The living island is not a new idea. It goes back at least as far as the mythical aspidochelone of the Middle Ages. This image is from the Danish Royal Library, and though I can't be sure it's of an aspidochelone, I think I can see the word "aspido" in the middle of the second line below the fish.

The aspidochelone is a hostile creature. The Living Island from H.R. Pufnstuf is, like Francis Stevens' Anita, a friendly island.

Scott O'Dell's 1960 Island of the Blue Dolphins is also about a girl stranded alone on an island. Based on a true story, O'Dell's novel is one of loneliness, courage, and perseverance.

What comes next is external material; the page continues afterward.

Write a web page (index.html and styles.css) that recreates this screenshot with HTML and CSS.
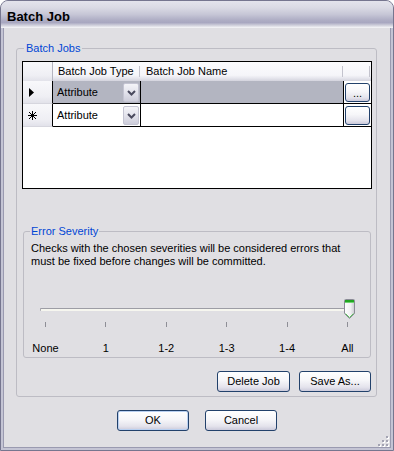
FILE: index.html
```html
<!DOCTYPE html>
<html lang="en">
<head>
  <meta charset="UTF-8">
  <title>Batch Job</title>
  <link rel="stylesheet" href="styles.css">
</head>
<body>
  <div class="window">
    <div class="titlebar">Batch Job</div>

    <div class="client">
      <fieldset class="group jobs">
        <legend>Batch Jobs</legend>

        <!-- job grid -->
        <div class="grid">
          <div class="grid-row grid-head">
            <div class="cell row-head"></div>
            <div class="cell"><span>Batch Job Type</span><i class="divider"></i></div>
            <div class="cell"><span>Batch Job Name</span><i class="divider"></i></div>
            <div class="cell"><span></span><i class="divider"></i></div>
          </div>

          <div class="grid-row selected">
            <div class="cell row-head">
              <svg class="marker" width="6" height="9" viewBox="0 0 6 9"><path d="M0 0 L5 4.5 L0 9 Z" fill="#000"/></svg>
            </div>
            <div class="cell cell-type">
              <span>Attribute</span>
              <span class="combo-btn"><svg width="9" height="6" viewBox="0 0 9 6"><path d="M1 1 L4.5 4.5 L8 1" fill="none" stroke="#4a4a5e" stroke-width="2"/></svg></span>
            </div>
            <div class="cell"></div>
            <div class="cell cell-btn"><button class="btn cell-button">...</button></div>
          </div>

          <div class="grid-row">
            <div class="cell row-head">
              <svg class="marker" width="9" height="9" viewBox="0 0 9 9" shape-rendering="crispEdges"><path d="M4.5 0 V9 M0 4.5 H9 M1 1 L8 8 M8 1 L1 8" stroke="#000" stroke-width="1"/></svg>
            </div>
            <div class="cell cell-type">
              <span>Attribute</span>
              <span class="combo-btn"><svg width="9" height="6" viewBox="0 0 9 6"><path d="M1 1 L4.5 4.5 L8 1" fill="none" stroke="#4a4a5e" stroke-width="2"/></svg></span>
            </div>
            <div class="cell"></div>
            <div class="cell cell-btn"><button class="btn cell-button"></button></div>
          </div>
        </div>

        <fieldset class="group severity">
          <legend>Error Severity</legend>
          <p class="desc">Checks with the chosen severities will be considered errors that must be fixed before changes will be committed.</p>

          <div class="slider">
            <div class="track"></div>
            <svg class="thumb" width="11" height="21" viewBox="0 0 11 21">
              <defs>
                <linearGradient id="thumbFill" x1="0" y1="0" x2="1" y2="0">
                  <stop offset="0" stop-color="#ffffff"/>
                  <stop offset="0.6" stop-color="#f0f0f2"/>
                  <stop offset="1" stop-color="#c9c9d0"/>
                </linearGradient>
              </defs>
              <path d="M1.5 0.5 H9.5 Q10.5 0.5 10.5 1.5 V14.5 L5.5 19.5 L0.5 14.5 V1.5 Q0.5 0.5 1.5 0.5 Z" fill="url(#thumbFill)" stroke="#8b8b96"/>
              <rect x="1" y="1" width="9" height="2" fill="#21a421"/>
              <rect x="1" y="3" width="9" height="1" fill="#6fd66f"/>
              <path d="M1.5 14.5 L5.5 18.5 L9.5 14.5" fill="none" stroke="#5cc65c"/>
            </svg>
          </div>

          <div class="ticks"><i></i><i></i><i></i><i></i><i></i><i></i></div>
          <div class="scale">
            <span>None</span><span>1</span><span>1-2</span><span>1-3</span><span>1-4</span><span>All</span>
          </div>
        </fieldset>

        <div class="group-buttons">
          <button class="btn btn-delete">Delete Job</button>
          <button class="btn btn-save">Save As...</button>
        </div>
      </fieldset>

      <div class="dialog-buttons">
        <button class="btn btn-dialog default">OK</button>
        <button class="btn btn-dialog">Cancel</button>
      </div>

      <!-- size grip -->
      <svg class="grip" width="11" height="11" viewBox="0 0 11 11" shape-rendering="crispEdges">
        <g fill="#ffffff">
          <rect x="9" y="1" width="2" height="2"/>
          <rect x="5" y="5" width="2" height="2"/><rect x="9" y="5" width="2" height="2"/>
          <rect x="1" y="9" width="2" height="2"/><rect x="5" y="9" width="2" height="2"/><rect x="9" y="9" width="2" height="2"/>
        </g>
        <g fill="#a3a3b2">
          <rect x="8" y="0" width="2" height="2"/>
          <rect x="4" y="4" width="2" height="2"/><rect x="8" y="4" width="2" height="2"/>
          <rect x="0" y="8" width="2" height="2"/><rect x="4" y="8" width="2" height="2"/><rect x="8" y="8" width="2" height="2"/>
        </g>
      </svg>
    </div>
  </div>
</body>
</html>
```

FILE: styles.css
```css
* {
  box-sizing: border-box;
}
body {
  margin: 0;
  font-family: "Liberation Sans", Arial, sans-serif;
  font-size: 11px;
  line-height: 13px;
  color: #000;
  background: #fff;
}
.window {
  width: 394px;
  height: 451px;
  display: flex;
  flex-direction: column;
  padding: 0 2px 2px;
  border: 1px solid #76768f;
  border-radius: 8px 8px 0 0;
  background: #c4c4d4;
  overflow: hidden;
}
.titlebar {
  height: 27px;
  margin: 0 -2px;
  padding: 4px 0 0 6px;
  display: flex;
  align-items: center;
  font-size: 13px;
  line-height: 15px;
  font-weight: bold;
  background: linear-gradient(180deg, #e4e4ec 0%, #dadae4 25%, #c6c6d6 50%, #afaec5 70%, #a8a7c0 80%, #cfcfdb 90%, #f8f8fa 100%);
}
.client {
  position: relative;
  flex: 1;
  padding: 14px 12px 0;
  background: #e0dfe3;
  border: 1px solid #9a9ab0;
  border-top: none;
}

/* group boxes */
.group {
  margin: 0;
  min-width: 0;
  border: 1px solid #bdbcc4;
  border-radius: 3px;
}
.group legend {
  padding: 0 2px;
  color: #0046d5;
  line-height: 13px;
}
.jobs {
  width: 361px;
  padding: 6px 4px 4px 5px;
}
.jobs > legend {
  margin-left: 2px;
}
.severity {
  margin: 36px 1px 0;
  padding: 4px 7px 2px;
}
.severity > legend {
  margin-left: -1px;
  padding: 0 1px;
}

/* grid */
.grid {
  height: 128px;
  border: 1px solid #000;
  background: #fff;
}
.grid-row {
  display: grid;
  grid-template-columns: 30px 88px 203px 27px;
  height: 23px;
}
.cell {
  display: flex;
  align-items: center;
  border-right: 1px solid #000;
  border-bottom: 1px solid #000;
}
.cell:last-child {
  border-right: none;
}
.grid-head {
  height: 19px;
  background: linear-gradient(180deg, #fcfcfe 0%, #f5f5f9 70%, #e6e6ed 85%, #d3d3dd 100%);
}
.grid-head .cell {
  justify-content: space-between;
  padding: 0 1px 0 5px;
  border: none;
}
.grid-head .row-head {
  border-right: 1px solid #b4b4bf;
}
.divider {
  width: 1px;
  height: 11px;
  background: #c3c3cd;
}
.row-head {
  padding-left: 6px;
  border-bottom-color: #d6d6de;
  background: linear-gradient(180deg, #f8f8fb 0%, #efeff4 70%, #e2e2ea 100%);
}
.grid-row:last-child .row-head {
  padding-left: 5px;
}
.selected .cell-type,
.selected .cell-type + .cell {
  background: #b3b5c1;
}
.cell-type {
  justify-content: space-between;
  padding: 0 1px 0 4px;
}
.combo-btn {
  align-self: flex-start;
  margin-top: 2px;
  width: 16px;
  height: 19px;
  display: flex;
  align-items: center;
  justify-content: center;
  border: 1px solid #c4c4d2;
  border-radius: 2px;
  background: linear-gradient(180deg, #f4f4f8 0%, #e3e3ec 50%, #cdcdda 100%);
}
.cell-btn {
  align-items: stretch;
  padding: 2px 1px 1px;
}

/* buttons */
.btn {
  padding: 0;
  font: inherit;
  color: #000;
  border: 1px solid #22416b;
  border-radius: 3px;
  background: linear-gradient(180deg, #ffffff 0%, #f6f6f9 45%, #e4e3ec 80%, #cbcadb 100%);
}
.cell-button {
  width: 100%;
  padding-top: 2px;
}
.group-buttons {
  display: flex;
  justify-content: flex-end;
  gap: 9px;
  margin: 13px 1px 0 0;
}
.btn-delete,
.btn-save,
.btn-dialog {
  height: 21px;
}
.btn-delete {
  width: 73px;
}
.btn-save {
  width: 72px;
}
.dialog-buttons {
  display: flex;
  justify-content: center;
  gap: 16px;
  margin-top: 13px;
}
.btn-dialog {
  width: 72px;
}
.default {
  box-shadow: inset 0 0 0 1px #b9d0f1;
}

/* severity slider */
.desc {
  margin: 0;
  max-width: 322px;
}
.slider {
  position: relative;
  height: 22px;
  margin-top: 30px;
  padding-top: 10px;
}
.track {
  height: 3px;
  margin: 0 14px 0 9px;
  border-top: 1px solid #9d9da5;
  border-left: 1px solid #a9a9b0;
  border-radius: 1px 0 0 1px;
  background: #f6f6ef;
}
.thumb {
  position: absolute;
  left: 313px;
  top: 1px;
}
.ticks {
  display: flex;
  justify-content: space-between;
  height: 5px;
  margin: 2px 15px 0 14px;
}
.ticks i {
  width: 1px;
  background: #8e8e96;
}
.scale {
  display: flex;
  justify-content: space-between;
  margin: 15px 15px 0 14px;
}
.scale span {
  width: 1px;
  display: flex;
  justify-content: center;
  white-space: nowrap;
}
.grip {
  position: absolute;
  right: 1px;
  bottom: 0;
}
```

I read it long ago but don't remember any particular personification of the island.

Krakoa, the Island That Walks Like a Man from Marvel Comics, is on the other end of the scale.

In high school you learn that there are four basic conflicts in literature: man against man, man against nature, man against society, and man against himself. Stories of the sea are often stories of man against nature. But does fantasy introduce a fifth conflict, of man against monster? In Homer's Odyssey, Odysseus must pass between Scylla and Charybdis, two forces of nature but also seemingly two forces animated by hostility towards man. Is that dark fantasy? What about Cthulhu in his island city? There can be no doubt that if dark fantasy is real, then "The Call of Cthulhu" is it. In fact, maybe all dark fantasy is simply an iteration of the Cthulhu Mythos. In any case, was there any artist better suited to illustrate the nightmarish scene of Odysseus and the Scylla than the great eighteenth century fantasist Henry Fuseli?

"Friend Island," being a "Veracious Tale of an Ancient Mariness," is cast in the mold of Coleridge's "Rime of the Ancient Mariner" (1798). Like The Odyssey, both are tales of vengeance, a maritime journey, and fantastic events. The illustration is by Gustave Doré.

Another illustration by Doré from "The Rime of the Ancient Mariner." The mariner has lashed himself to the ship in a storm . . . 

Just as Poe's mariner in "A Descent into the Maelström" lashes himself to a cask. In so doing, he escapes the whirlpool. His encounter with a vast, profound, and unsearchable Nature leaves him a changed man however. The illustration is by Fritz Eichenberg (1901-1990).

So is "Friend Island," or for that matter any of these stories dark fantasy? I can't say, but I think that Francis Stevens' story at least is not one of threats and destruction, but instead one about Mother Nature--with a feminist twist--and probably one of the first feminist science fiction stories written by an American woman.

Original text and captions copyright 2015, 2023 Terence E. Hanley

2 comments:

  1. Hey, today while googling for my own site, I chanced upon your blog. I love unusual tales and write them myself. Your stories are lovely. Will be looking out for them in the future :)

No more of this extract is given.